Pero acaso el desarrollo más genial de la narración sea el que se deriva de la tercera -brevísima- y última parte de la película: el momento en el que l@s dos menores que estaban al cuidado de aquella familia (ahora desarticulada, por el imperio de la ley) vienen a reconocer que, pese a todo (pese a todas las manipulaciones de que han sido objeto), gran parte de su educación como individuos, su subjetivación emocional, fue realizada, de manera muy apreciable, en aquel entorno, en apariencia tan contrario -dirían las mentes bienpensantes- a cualquier posibilidad de realización. Así, la película finaliza con un plano que es toda una declaración ideológica: la niña Yuri (Sasaki Miyu), devuelta de nuevo a su familia biológica, y profundamente infeliz y abandonada por ésta, mira ansiosa a través del hueco de la terraza, rememorando (o, tal vez, ansiando que vuelva a repetirse) el momento en que fue encontrada y recogida por aquella familia tan entrañable y criminal.
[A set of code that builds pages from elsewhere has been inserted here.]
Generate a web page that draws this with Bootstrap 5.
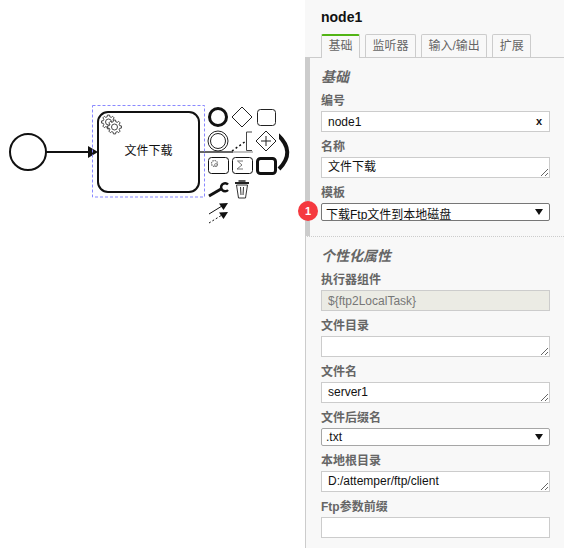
<!DOCTYPE html>
<html lang="zh-CN">
<head>
  <meta charset="UTF-8" />
  <meta name="viewport" content="width=device-width, initial-scale=1.0"/>
  <title>node1</title>
  <link href="https://cdn.jsdelivr.net/npm/bootstrap@5.3.2/dist/css/bootstrap.min.css" rel="stylesheet" />
  <style>
    html, body {
      height: 548px;
      overflow: hidden;
    }
    body {
      background: #fff;
      font-family: "Liberation Sans", "Noto Sans CJK SC", sans-serif;
      font-size: 12px;
      color: #333;
    }
    .canvas-area {
      width: 305px;
      flex: none;
    }
    .canvas-area svg {
      display: block;
    }
    .canvas-area text {
      font-family: "Liberation Sans", "Noto Sans CJK SC", sans-serif;
      font-size: 12px;
      fill: #111;
    }
    .side-panel {
      width: 259px;
      flex: none;
      background: #f8f8f8;
      height: 548px;
    }
    .panel-title {
      font-size: 14px;
      line-height: 16px;
      font-weight: 700;
      color: #111;
      padding: 9px 0 0 16px;
      height: 34px;
      margin: 0;
    }
    .tab-row {
      padding-left: 16px;
      gap: 5px;
      height: 24px;
      border-bottom: 1px solid #ccc;
    }
    .tab-item {
      height: 23px;
      padding: 1px 6.5px 0;
      line-height: 21px;
      font-size: 12px;
      color: #666;
      border: 1px solid #ccc;
      border-bottom: 0;
      border-radius: 2px 2px 0 0;
      background: #f8f8f8;
    }
    .tab-item.is-current {
      height: 24px;
      border-top: 2px solid #52b415;
      padding-top: 0;
      width: 39px;
      text-align: center;
    }
    .group-one {
      border-left: 5px solid #ccc;
      height: 178px;
      padding: 9px 14px 0 11px;
    }
    .group-two {
      border-left: 1px solid #ccc;
      border-top: 1px dotted #ccc;
      padding: 9px 14px 0 15px;
      height: 312px;
    }
    .group-name {
      font-size: 14px;
      line-height: 20px;
      font-weight: 700;
      font-style: italic;
      color: #666;
      margin-bottom: 4px;
    }
    .field-label {
      display: block;
      font-size: 12px;
      line-height: 18px;
      padding: 1px 0;
      font-weight: 700;
      color: #666;
      margin: 0;
    }
    .field-gap {
      margin-bottom: 5px;
    }
    .side-panel .form-control {
      width: 229px;
      height: 21px;
      min-height: 21px;
      padding: 0 6px;
      font-size: 12px;
      line-height: 18px;
      color: #111;
      background: #fff;
      border: 1px solid #ccc;
      border-radius: 0;
      display: block;
    }
    .side-panel textarea.form-control {
      resize: both;
      overflow: hidden;
    }
    .side-panel .form-control:disabled {
      background: #ebebe4;
      color: #777;
      opacity: 1;
    }
    .clear-wrap {
      width: 229px;
    }
    .clear-mark {
      position: absolute;
      right: 8px;
      top: 1px;
      font-size: 11px;
      line-height: 18px;
      font-weight: 700;
      color: #111;
    }
    .side-panel .form-select {
      width: 229px;
      height: 18px;
      padding: 0 20px 0 4px;
      font-size: 12px;
      line-height: 16px;
      color: #111;
      border: 1px solid #777;
      border-radius: 2px;
      background-color: #fff;
      background-image: url("data:image/svg+xml,%3Csvg xmlns='http://www.w3.org/2000/svg' width='8' height='6'%3E%3Cpath d='M0 0h8L4 6z' fill='%23111'/%3E%3C/svg%3E");
      background-position: right 6px center;
      background-size: 8px 6px;
    }
    .side-panel .form-select.select-soft {
      border-color: #a6a6a6;
    }
    .side-panel .form-select.select-low {
      padding-top: 3px;
    }
    .num-pin {
      position: absolute;
      left: -23px;
      top: -2px;
      width: 20px;
      height: 20px;
      border-radius: 50%;
      background: #f5393f;
      color: #fff;
      font-size: 11px;
      font-weight: 700;
      line-height: 20px;
      text-align: center;
    }
  </style>
</head>
<body>
  <div class="d-flex">
    <div class="canvas-area">
      <svg width="305" height="548" viewBox="0 0 305 548">
        <defs>
          <g id="gear">
            <polygon fill="#fff" stroke="#333" stroke-width=".9" points="5.24,-1.31 6.91,-1.1 6.91,1.1 5.24,1.31 4.63,2.78 5.66,4.11 4.11,5.66 2.78,4.63 1.31,5.24 1.1,6.91 -1.1,6.91 -1.31,5.24 -2.78,4.63 -4.11,5.66 -5.66,4.11 -4.63,2.78 -5.24,1.31 -6.91,1.1 -6.91,-1.1 -5.24,-1.31 -4.63,-2.78 -5.66,-4.11 -4.11,-5.66 -2.78,-4.63 -1.31,-5.24 -1.1,-6.91 1.1,-6.91 1.31,-5.24 2.78,-4.63 4.11,-5.66 5.66,-4.11 4.63,-2.78"/>
            <circle r="3" fill="#fff" stroke="#333" stroke-width=".9"/>
          </g>
        </defs>

        <!-- start event + flow -->
        <circle cx="28" cy="152" r="18" fill="#fff" stroke="#111" stroke-width="2"/>
        <path d="M46 152H90" stroke="#111" stroke-width="2" fill="none"/>
        <path d="M88 146L98 152L88 158z" fill="#111"/>
        <path d="M199 152H233" stroke="#333" stroke-width="1.5" fill="none"/>
        <path d="M233 152H258" stroke="#aaa" stroke-width="1.5" fill="none"/>

        <!-- service task -->
        <rect x="98" y="112" width="101" height="80" rx="10" fill="#fff" stroke="#111" stroke-width="2"/>
        <text x="148.500" y="155" text-anchor="middle">文件下载</text>
        <use href="#gear" x="108.500" y="122"/>
        <use href="#gear" x="114.500" y="127"/>
        <rect x="92.500" y="105.500" width="112" height="91.500" fill="none" stroke="#8888ff" stroke-dasharray="3 2"/>

        <!-- context pad -->
        <path d="M278 135Q296 152 279 169" fill="none" stroke="#111" stroke-width="4"/>
        <circle cx="218" cy="117" r="8.500" fill="#fff" stroke="#111" stroke-width="3"/>
        <path d="M242 107L252 117L242 127L232 117z" fill="#fff" stroke="#222" stroke-width="1"/>
        <rect x="257.500" y="109.500" width="18" height="16" rx="3" fill="#fff" stroke="#222"/>
        <circle cx="218" cy="141" r="10" fill="#fff" stroke="#222"/>
        <circle cx="218" cy="141" r="7.500" fill="#fff" stroke="#222"/>
        <path d="M232 151L246 141" stroke="#111" stroke-width="1.500" stroke-dasharray="2 2.500" fill="none"/>
        <path d="M252 132H246.500V150.500H252" stroke="#444" fill="none"/>
        <rect x="253" y="129" width="26" height="25" fill="#fff"/>
        <path d="M266 131L276 141L266 151L256 141z" fill="#fff" stroke="#222"/>
        <path d="M266 136V146M261 141H271" stroke="#222"/>
        <rect x="208.500" y="157.500" width="20" height="16" rx="3" fill="#fff" stroke="#111"/>
        <circle cx="214.500" cy="163.500" r="3" fill="none" stroke="#777" stroke-dasharray="1.500 .8" stroke-width="1.200"/>
        <circle cx="216" cy="165" r="1.500" fill="none" stroke="#777" stroke-width=".8"/>
        <rect x="232.500" y="157.500" width="20" height="16" rx="3" fill="#fff" stroke="#111"/>
        <path d="M243 161H237.500L242 165L237 169H243" fill="none" stroke="#777"/>
        <rect x="257.500" y="158.500" width="18" height="15" rx="3" fill="#fff" stroke="#111" stroke-width="3"/>

        <!-- wrench -->
        <path d="M209 196L221 189" stroke="#111" stroke-width="3" fill="none"/>
        <path d="M228 184.500A4 4 0 1 0 228 190" stroke="#111" stroke-width="2.500" fill="none"/>
        <!-- trash -->
        <path d="M235 183H249" stroke="#222" stroke-width="2" fill="none"/>
        <path d="M238.500 181H245.500" stroke="#222" stroke-width="1.500" fill="none"/>
        <path d="M236.500 185L238.500 198H245.500L247.500 185z" fill="#fff" stroke="#333"/>
        <path d="M240.500 187L241 195M243.500 187L243 195" stroke="#333" fill="none"/>
        <!-- connect arrows -->
        <path d="M209 214L222 206" stroke="#111" fill="none"/>
        <path d="M219 203.500L228 203L223.500 210z" fill="#111"/>
        <path d="M209 223L222 215" stroke="#111" stroke-dasharray="2 2" fill="none"/>
        <path d="M219 212.500L228 212L223.500 219z" fill="#111"/>
      </svg>
    </div>

    <div class="side-panel">
      <h1 class="panel-title">node1</h1>
      <div class="tab-row d-flex align-items-start">
        <div class="tab-item is-current">基础</div>
        <div class="tab-item">监听器</div>
        <div class="tab-item">输入/输出</div>
        <div class="tab-item">扩展</div>
      </div>

      <div class="group-one">
        <div class="group-name">基础</div>
        <label class="field-label">编号</label>
        <div class="position-relative clear-wrap field-gap">
          <input class="form-control" type="text" value="node1" />
          <span class="clear-mark">x</span>
        </div>
        <label class="field-label">名称</label>
        <textarea class="form-control field-gap" rows="1">文件下载</textarea>
        <label class="field-label">模板</label>
        <div class="position-relative">
          <select class="form-select select-low">
            <option>下载Ftp文件到本地磁盘</option>
          </select>
          <span class="num-pin">1</span>
        </div>
      </div>

      <div class="group-two">
        <div class="group-name">个性化属性</div>
        <label class="field-label">执行器组件</label>
        <input class="form-control field-gap" type="text" value="${ftp2LocalTask}" disabled />
        <label class="field-label">文件目录</label>
        <textarea class="form-control field-gap" rows="1"></textarea>
        <label class="field-label">文件名</label>
        <textarea class="form-control field-gap" rows="1">server1</textarea>
        <label class="field-label">文件后缀名</label>
        <select class="form-select select-soft field-gap">
          <option>.txt</option>
        </select>
        <label class="field-label">本地根目录</label>
        <textarea class="form-control field-gap" rows="1">D:/attemper/ftp/client</textarea>
        <label class="field-label">Ftp参数前缀</label>
        <input class="form-control" type="text" />
      </div>
    </div>
  </div>
  <script src="https://cdn.jsdelivr.net/npm/bootstrap@5.3.2/dist/js/bootstrap.bundle.min.js"></script>
</body>
</html>
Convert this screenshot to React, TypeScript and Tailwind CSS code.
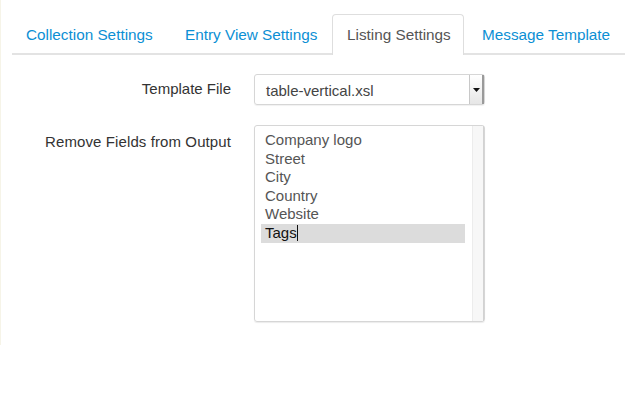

Una reflexión, pues, profundamente humanista y profundamente crítica (en verdad, disolvente) acerca de la relatividad de las categorías ideológicas a través de las cuales nuestra modernidad (soberbia como es) suele enjuiciar, de manera innecesariamente unidimensional, la enorme ambigüedad y ambivalencia de las interacciones humanas. En especial, cuando dicho juicio está tan cargado (no solo de soberbia, sino, además, también) de contenido de poder como cuando es aplicado a las clases populares, a los grupos más marginados y despreciados. Reconocer estos dos hechos (que los juicios objetivos, basados en conocimiento experto y racional, no siempre aciertan a valorar adecuadamente las relaciones humanas y sus componentes emocionales/ que enjuiciar a los menos poderosos desde posiciones de poder no es nunca un ejercicio neutral, sino que está siempre necesariamente sesgado, en su contra) es algo a lo que narración de Kore-Eda nos conduce de manera natural, a través de las formas cinematográficas que adopta (a través, principalmente, de la comparación y la contraposición), al provocar gracias a ellas nuestro asombro ante estas facetas -que, de otro modo, podrían quedar inadvertidas- de la historia que nos es narrada.